ESA supports both missions through instruments, data calibration, and archive access. I rely on combined datasets — UV from Hubble, IR from JWST, and complementary ground-based spectra — to form a fuller physical picture of nebulae.

Capturing Real Nebula Images

I record nebulae by stacking many exposures to raise signal and suppress noise. Professional and advanced amateur observers commonly take dozens to hundreds of subframes, then align and average them to boost faint details.

Real images often combine multiple wavelengths: narrowband frames for O III and Hα, broadband for continuum stars, and IR for dust emission. I map each wavelength to color channels to create informative, yet aesthetically pleasing, composites. This practice highlights physical processes: Hα traces ionized hydrogen, while O III traces doubly ionized oxygen in high-energy zones.

Calibration frames — darks, flats, and bias — correct sensor artifacts and uneven illumination. I also use spectroscopic follow-up to quantify line strengths and derive temperatures, densities, and chemical abundances.

Imaging Techniques: Filters and Light Pollution

I use narrowband filters (Hα, O III, S II) to isolate emission lines and reject most continuum and light-polluted wavelengths.

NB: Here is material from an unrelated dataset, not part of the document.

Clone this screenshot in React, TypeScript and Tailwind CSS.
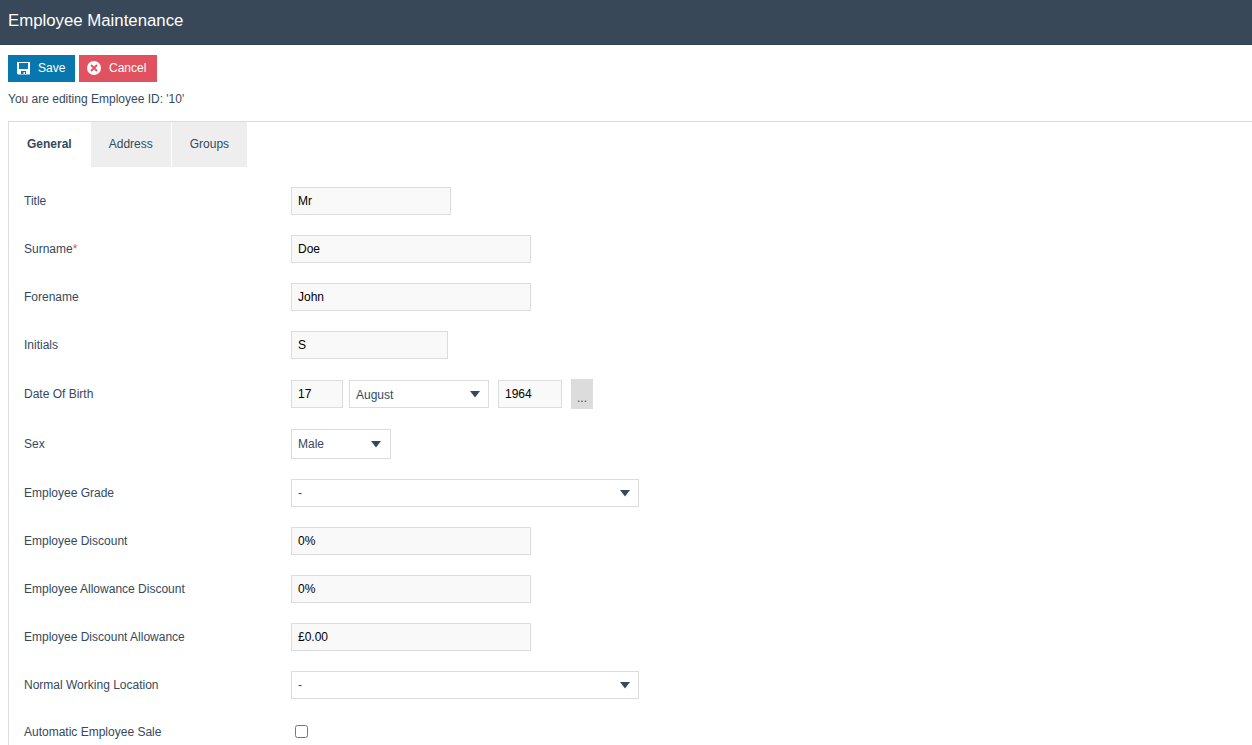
import type { ReactNode } from "react";
import clsx from "clsx";

type RowProps = {
  label: string;
  required?: boolean;
  children: ReactNode;
};

type FieldProps = {
  value: string;
  className: string;
};

const tabs = ["General", "Address", "Groups"];

const Row = ({ label, required, children }: RowProps) => (
  <div className="flex items-center py-2.5">
    <label className="w-[267px] shrink-0">
      {label}
      {required && <span className="text-[#e05260]">*</span>}
    </label>
    {children}
  </div>
);

const TextField = ({ value, className }: FieldProps) => (
  <input
    type="text"
    defaultValue={value}
    className={clsx("h-7 border border-[#dcdcdc] bg-[#f9f9f9] px-1.5 text-black outline-none", className)}
  />
);

const SelectField = ({ value, className }: FieldProps) => (
  <div className={clsx("relative", className)}>
    <select
      defaultValue={value}
      className="h-full w-full appearance-none border border-[#dcdcdc] bg-white pl-1.5 outline-none"
    >
      <option>{value}</option>
    </select>
    <svg
      className="pointer-events-none absolute top-1/2 right-[9px] -mt-[3px]"
      width="10"
      height="7"
      viewBox="0 0 10 7"
    >
      <path d="M0 0h10L5 6.5z" fill="#34495e" />
    </svg>
  </div>
);

const SaveIcon = () => (
  <svg width="13" height="13" viewBox="0 0 13 13">
    <path
      fill="#fff"
      fillRule="evenodd"
      d="M0 0h13v12.5H1L0 11.5zM2 1v6h9V1zM4 9v3h5V9zM6.5 10H8v2H6.5z"
    />
  </svg>
);

const CancelIcon = () => (
  <svg width="14" height="14" viewBox="0 0 14 14">
    <circle cx="7" cy="7" r="7" fill="#fff" />
    <path d="M4 4l6 6M10 4l-6 6" stroke="#e05260" strokeWidth="1.8" />
  </svg>
);

const App = () => {
  return (
    <div className="h-[745px] overflow-hidden bg-white font-['Liberation_Sans',Arial,sans-serif] text-xs text-[#34495e]">
      <header className="flex h-[45px] items-center border-b border-[#2f4050] bg-[#384858] px-2 pb-[3px]">
        <h1 className="text-[16.8px] leading-6 text-white">Employee Maintenance</h1>
      </header>

      <div className="flex gap-1 px-2 pt-2.5 text-white">
        <button className="flex h-[27px] w-[67px] items-center bg-[#0877ae] pl-[9px]">
          <SaveIcon />
          <span className="ml-2 pb-0.5">Save</span>
        </button>
        <button className="flex h-[27px] w-[78px] items-center bg-[#e05260] pb-px pl-2">
          <CancelIcon />
          <span className="ml-2 pb-px">Cancel</span>
        </button>
      </div>
      <p className="px-2 pt-[9px]">You are editing Employee ID: '10'</p>

      <main className="mt-3.5 ml-2 border-t border-l border-[#dcdcdc]">
        <nav className="flex h-[45px] gap-px">
          {tabs.map((tab, index) => (
            <button
              key={tab}
              className={clsx("px-[18px] pb-0.5", index === 0 ? "font-bold" : "bg-[#eeeeee]")}
            >
              {tab}
            </button>
          ))}
        </nav>

        <form className="pt-2.5 pl-[15px]">
          <Row label="Title">
            <TextField value="Mr" className="w-40" />
          </Row>
          <Row label="Surname" required>
            <TextField value="Doe" className="w-60" />
          </Row>
          <Row label="Forename">
            <TextField value="John" className="w-60" />
          </Row>
          <Row label="Initials">
            <TextField value="S" className="w-[157px]" />
          </Row>
          <Row label="Date Of Birth">
            <TextField value="17" className="w-[52px]" />
            <SelectField value="August" className="ml-1.5 h-7 w-[140px] [&>select]:pt-0.5" />
            <TextField value="1964" className="ml-[9px] w-16" />
            <button type="button" className="ml-[9px] h-[30px] w-[22px] bg-[#dcdcdc] pt-2">
              ...
            </button>
          </Row>
          <Row label="Sex">
            <SelectField value="Male" className="h-[30px] w-[100px] [&>svg]:right-2.5" />
          </Row>
          <Row label="Employee Grade">
            <SelectField value="-" className="h-7 w-[348px]" />
          </Row>
          <Row label="Employee Discount">
            <TextField value="0%" className="w-60" />
          </Row>
          <Row label="Employee Allowance Discount">
            <TextField value="0%" className="w-60" />
          </Row>
          <Row label="Employee Discount Allowance">
            <TextField value="£0.00" className="w-60" />
          </Row>
          <Row label="Normal Working Location">
            <SelectField value="-" className="h-7 w-[348px]" />
          </Row>
          <Row label="Automatic Employee Sale">
            <input type="checkbox" className="mt-1.5 mb-[7px] ml-1 size-[13px]" />
          </Row>
        </form>
      </main>
    </div>
  );
};

export default App;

Narrowband imaging works well even from suburban sites because the filters pass only a few nanometers around target lines, vastly improving contrast.

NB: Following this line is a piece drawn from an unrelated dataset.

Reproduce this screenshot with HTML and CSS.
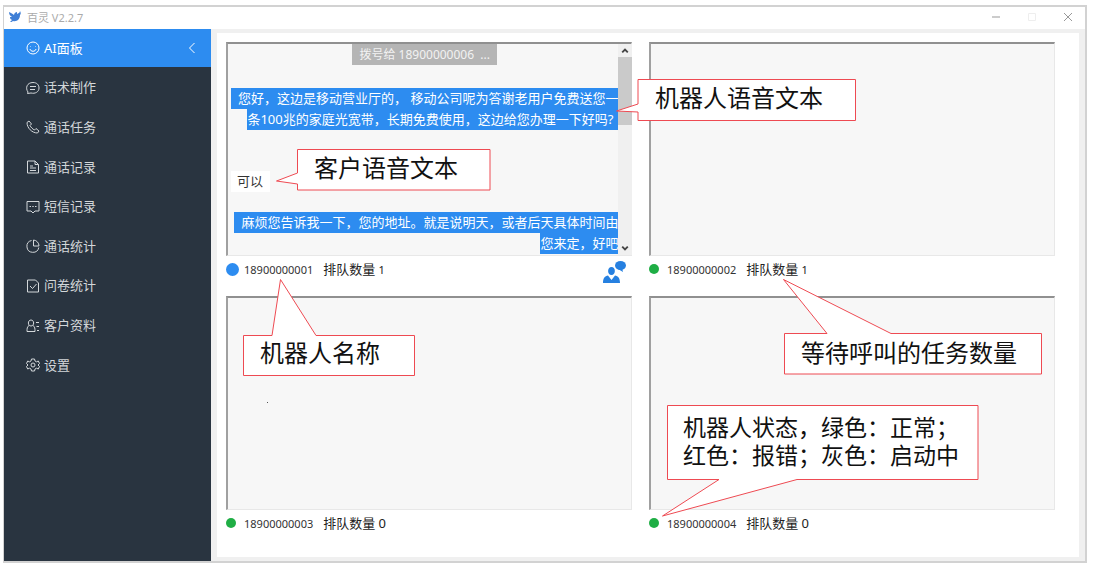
FILE: index.html
```html
<!DOCTYPE html>
<html lang="zh-CN">
<head>
<meta charset="utf-8">
<title>百灵 V2.2.7</title>
<link rel="stylesheet" href="styles.css">
</head>
<body>
<div class="window">
  <header class="titlebar">
    <svg class="logo" viewBox="0 0 12 12"><path d="M0 1C2 2 4 3 5 4C5 2 7 1 8 1L8 3C9 2 11 2 11 0C12 2 12 3 11 4C11 8 8 11 4 10C3 11 2 11 1 11L3 9C1 8 1 7 1 6L3 6C1 5 0 3 0 1Z"/></svg>
    <span class="app-name">百灵 V2.2.7</span>
    <div class="controls">
      <button aria-label="最小化"><svg viewBox="0 0 10 10"><path d="M1 5H9"/></svg></button>
      <button class="disabled" aria-label="最大化" disabled><svg viewBox="0 0 10 10"><path d="M1.5 1.5H8.5V8.5H1.5Z"/></svg></button>
      <button aria-label="关闭"><svg viewBox="0 0 10 10"><path d="M1 1L9 9M9 1L1 9"/></svg></button>
    </div>
  </header>
  <div class="body">
    <nav class="sidebar">
      <a class="item active" href="#">
        <svg class="icon" viewBox="0 0 14 14"><circle cx="7" cy="7" r="6"/><path d="M4 8C4.500 11 9.500 11 10 8M4.500 5.500V6M9.500 5.500V6"/></svg>
        <span>AI面板</span>
        <svg class="chevron" viewBox="0 0 8 12"><path d="M6.500 1L1.500 6L6.500 11"/></svg>
      </a>
      <div class="menu">
        <a class="item" href="#"><svg class="icon" viewBox="0 0 14 14"><path d="M2 11C-1 7 1 1.500 7 1.500C11 1.500 13 4 13 7C13 11 9 13 5 12L1.500 12.500ZM4 5.500H10M4 8.500H9"/></svg><span>话术制作</span></a>
        <a class="item" href="#"><svg class="icon" viewBox="0 0 14 14"><path d="M1 2.500L3 1L5.500 4L4 5.500C5 7.500 6.500 9 8.500 10L10 8.500L13 11L11.500 13C6 13 1 8 1 2.500Z"/></svg><span>通话任务</span></a>
        <a class="item" href="#"><svg class="icon" viewBox="0 0 14 14"><path d="M1.500 1H9L12.500 4.500V13H1.500ZM9 1V4.500H12.500M4 6H7M4 8H10M4 10.500H10"/></svg><span>通话记录</span></a>
        <a class="item" href="#"><svg class="icon" viewBox="0 0 14 14"><path d="M1 1.500H13V11H9L7 13L5 11H1Z"/><path d="M3.500 6.500H5M6.300 6.500H7.700M9 6.500H10.500"/></svg><span>短信记录</span></a>
        <a class="item" href="#"><svg class="icon" viewBox="0 0 14 14"><path d="M5.500 1.500A6 6 0 1 0 12.800 8.500M7.500 1V7H13A6 6 0 0 0 7.500 1Z"/></svg><span>通话统计</span></a>
        <a class="item" href="#"><svg class="icon" viewBox="0 0 14 14"><path d="M1.500 1H9.500L12.500 4V13H1.500ZM4 7L6.500 9.500L10.500 5"/></svg><span>问卷统计</span></a>
        <a class="item" href="#"><svg class="icon" viewBox="0 0 14 14"><path d="M5 1C8.500 1 8.500 7 5 7C1.500 7 1.500 1 5 1ZM3 6.500C1 7.500 1 10 1 12.500H9C9 10 9 7.500 7 6.500M10 3.500H13M10.500 7.500H13M11 11.500H13"/></svg><span>客户资料</span></a>
        <a class="item" href="#"><svg class="icon" viewBox="0 0 14 14"><path d="M5.500 1H8.500L9 3L10.500 3.800L12.300 3L13.500 5.500L12 7L13.500 8.500L12.300 11L10.500 10.200L9 11L8.500 13H5.500L5 11L3.500 10.200L1.700 11L.5 8.500L2 7L.5 5.500L1.700 3L3.500 3.800L5 3Z"/><circle cx="7" cy="7" r="2"/></svg><span>设置</span></a>
      </div>
    </nav>
    <main class="main">
      <div class="board">
        <section class="robot">
          <div class="screen chat">
            <div class="messages">
              <div class="notice">拨号给 18900000006&nbsp; ...</div>
              <div class="bubble robot-says">
                <span class="line first">您好，这边是移动营业厅的， 移动公司呢为答谢老用户免费送您一</span>
                <span class="line last">条100兆的家庭光宽带，长期免费使用，这边给您办理一下好吗?</span>
              </div>
              <div class="bubble customer-says">可以</div>
              <div class="bubble robot-says">
                <span class="line first">麻烦您告诉我一下，您的地址。就是说明天，或者后天具体时间由</span>
                <span class="line">您来定，好吧</span>
              </div>
            </div>
            <div class="scrollbar">
              <svg viewBox="0 0 14 14"><path d="M4 9L7 6L10 9"/></svg>
              <div class="thumb"></div>
              <svg viewBox="0 0 14 14"><path d="M4 5L7 8L10 5"/></svg>
            </div>
          </div>
          <footer class="status">
            <i class="dot busy"></i><span class="number">18900000001</span><span class="queue">排队数量 <span class="count">1</span></span>
            <svg class="agent" viewBox="0 0 24 22"><ellipse cx="18.500" cy="4.500" rx="5.500" ry="4.500"/><path d="M20 7L21 11L16 8ZM9.500 6C14 6 14 14 9.500 14C5 14 5 6 9.500 6ZM1 22C1 17 3 15 6 14.500L9.500 19L13 14.500C16 15 18 17 18 22Z"/></svg>
          </footer>
          <div class="callout speech-robot">
            <svg viewBox="0 0 240 42"><path d="M22 .5H239.500V41.500H22V33L.5 32L22 25Z"/></svg>
            <span>机器人语音文本</span>
          </div>
          <div class="callout speech-customer">
            <svg viewBox="0 0 215 42"><path d="M21.500 .5H214V41H21.500V35L.5 32L21.500 24Z"/></svg>
            <span>客户语音文本</span>
          </div>
        </section>
        <section class="robot">
          <div class="screen"></div>
          <footer class="status"><i class="dot"></i><span class="number">18900000002</span><span class="queue">排队数量 <span class="count">1</span></span></footer>
        </section>
        <section class="robot">
          <div class="screen"></div>
          <footer class="status"><i class="dot"></i><span class="number">18900000003</span><span class="queue">排队数量 <span class="count large">0</span></span></footer>
          <div class="callout robot-name">
            <svg viewBox="0 0 172 97"><path d="M.5 56.500H29L37.500 .5L73 56.500H171.500V96.500H.5Z"/></svg>
            <span>机器人名称</span>
          </div>
          <i class="speck"></i>
        </section>
        <section class="robot">
          <div class="screen"></div>
          <footer class="status"><i class="dot"></i><span class="number">18900000004</span><span class="queue">排队数量 <span class="count large">0</span></span></footer>
          <div class="callout queue-size">
            <svg viewBox="0 0 259 96"><path d="M1.500 54.500H44L.5 .5L108 54.500H258.500V95H1.500Z"/></svg>
            <span>等待呼叫的任务数量</span>
          </div>
          <div class="callout robot-state">
            <svg viewBox="0 0 317 112"><path d="M5.500 .5H316V74.500H135L.5 111L57 74.500H5.500Z"/></svg>
            <span>机器人状态，绿色：正常；<br>红色：报错；灰色：启动中</span>
          </div>
        </section>
      </div>
    </main>
  </div>
</div>
</body>
</html>
```
FILE: styles.css
```css
* { box-sizing: border-box; }

body {
  margin: 0;
  min-height: 100vh;
  display: flex;
  padding: 5px 6px 3px 3px;
  background: #fff;
  font: 13px/21px "Noto Sans", "Noto Sans CJK SC", sans-serif;
  color: #333;
}

.window {
  flex: 1;
  display: flex;
  flex-direction: column;
  border: 2px solid #d2d2d2;
  border-left-width: 1px;
}

.titlebar {
  height: 22px;
  display: flex;
  align-items: center;
  padding: 0 12px 2px 5px;
}
.logo { width: 12px; height: 12px; fill: #3f7fd6; }
.app-name { margin-left: 6px; font-size: 11px; color: #aaa; }
.controls { margin-left: auto; display: flex; gap: 26px; }
.controls button {
  width: 10px;
  height: 10px;
  padding: 0;
  border: 0;
  background: none;
}
.controls svg { display: block; fill: none; stroke: #999; }
.controls .disabled svg { stroke: #eee; }

.body { flex: 1; display: flex; }

.sidebar { width: 207px; flex: none; background: #293440; }
.menu {
  display: grid;
  grid-auto-rows: 1fr;
  height: 317px;
  margin-top: 1px;
}
.item {
  display: flex;
  align-items: center;
  padding: 0 15px 0 22px;
  color: #d3d7da;
  text-decoration: none;
}
.item.active { height: 38px; background: #2d8cf0; color: #fff; }
.item span { margin-left: 4px; }
.icon { width: 14px; height: 14px; fill: none; stroke: currentColor; }
.chevron { width: 8px; height: 12px; margin-left: auto; fill: none; stroke: #fff; }

.main {
  flex: 1;
  min-width: 0;
  display: flex;
  padding: 4px 6px;
  background: #f0f0f0;
}
.board {
  flex: 1;
  display: grid;
  grid-template-columns: 1fr 1fr;
  grid-auto-rows: 1fr;
  gap: 12px 17px;
  padding: 9px 24px 19px 9px;
  background: #fff;
}
.robot { position: relative; display: flex; flex-direction: column; min-width: 0; }
.screen {
  flex: 1;
  background: #f7f7f7;
  border: 1px solid #e8e8e8;
  border-top: 2px solid #909090;
  border-left: 2px solid #a0a0a0;
}

.chat { display: flex; }
.messages { flex: 1; display: flex; flex-direction: column; padding-left: 3px; color: #fff; }
.notice { align-self: center; padding: 0 7px; background: #b5b5b5; color: #f2f2f2; font-size: 12px; }
.robot-says {
  display: flex;
  flex-direction: column;
  align-items: flex-end;
  margin-top: 20px;
  white-space: nowrap;
}
.notice + .robot-says { margin-top: 23px; }
.line { background: #2d8cf0; }
.line.first { padding-left: 7px; }
.line.last { padding-right: 5px; }
.customer-says {
  align-self: flex-start;
  margin-top: 41px;
  padding: 0 7px 0 6px;
  background: #fff;
  color: #333;
}

.scrollbar { width: 14px; display: flex; flex-direction: column; background: #f0f0f0; }
.scrollbar svg { width: 14px; height: 13px; fill: none; stroke: #444; stroke-width: 2; }
.thumb { height: 68px; margin-bottom: auto; background: #cacaca; }

.status { height: 28px; display: flex; align-items: center; padding-bottom: 2px; }
.dot { width: 10px; height: 10px; border-radius: 50%; background: #1fae45; }
.dot.busy { width: 13px; height: 13px; background: #2d8cf0; }
.number { margin-left: 8px; font-size: 11px; }
.dot.busy + .number { margin-left: 5px; }
.queue { margin-left: 10px; color: #222; }
.count { font-size: 11px; }
.count.large { font-size: 13px; }
.agent { width: 24px; height: 22px; margin: 6px 6px 0 auto; fill: #2680e0; }

/* Annotation balloons lie over the panels */
.callout {
  position: absolute;
  z-index: 1;
  font-size: 24px;
  line-height: 28px;
  color: #111;
  white-space: nowrap;
}
.callout svg {
  position: absolute;
  inset: 0;
  width: 100%;
  height: 100%;
  fill: #fff;
  stroke: #ee4a52;
}
.callout span { position: relative; display: block; }
.speech-robot { top: 37px; right: -224px; width: 240px; height: 42px; padding: 5px 0 0 39px; }
.speech-customer { top: 107px; left: 50px; width: 215px; height: 42px; padding: 5px 0 0 38px; }
.robot-name { top: -17px; left: 17px; width: 172px; height: 97px; padding: 60px 0 0 17px; }
.queue-size { top: -17px; left: 134px; width: 259px; height: 96px; padding: 60px 0 0 18px; }
.robot-state { top: 109px; left: 13px; width: 317px; height: 112px; padding: 8px 0 0 21px; font-size: 23px; }
.speck { position: absolute; top: 106px; left: 41px; width: 1px; height: 1px; background: #555; }
```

Ultraviolet observations require space telescopes like Hubble because Earth’s atmosphere absorbs most UV radiation. For ground-based work, I focus on red and green emission lines that penetrate the atmosphere. I mitigate light pollution with careful scheduling, use of light pollution filters for broadband work, and choosing longer exposures with stacking to reach faint nebular detail.

Practical setup: calibrate filters, use autoguiding for long integrations, and plan sequences to capture Hα and O III with matching exposure depths. This approach yields scientifically useful and visually accurate nebula images.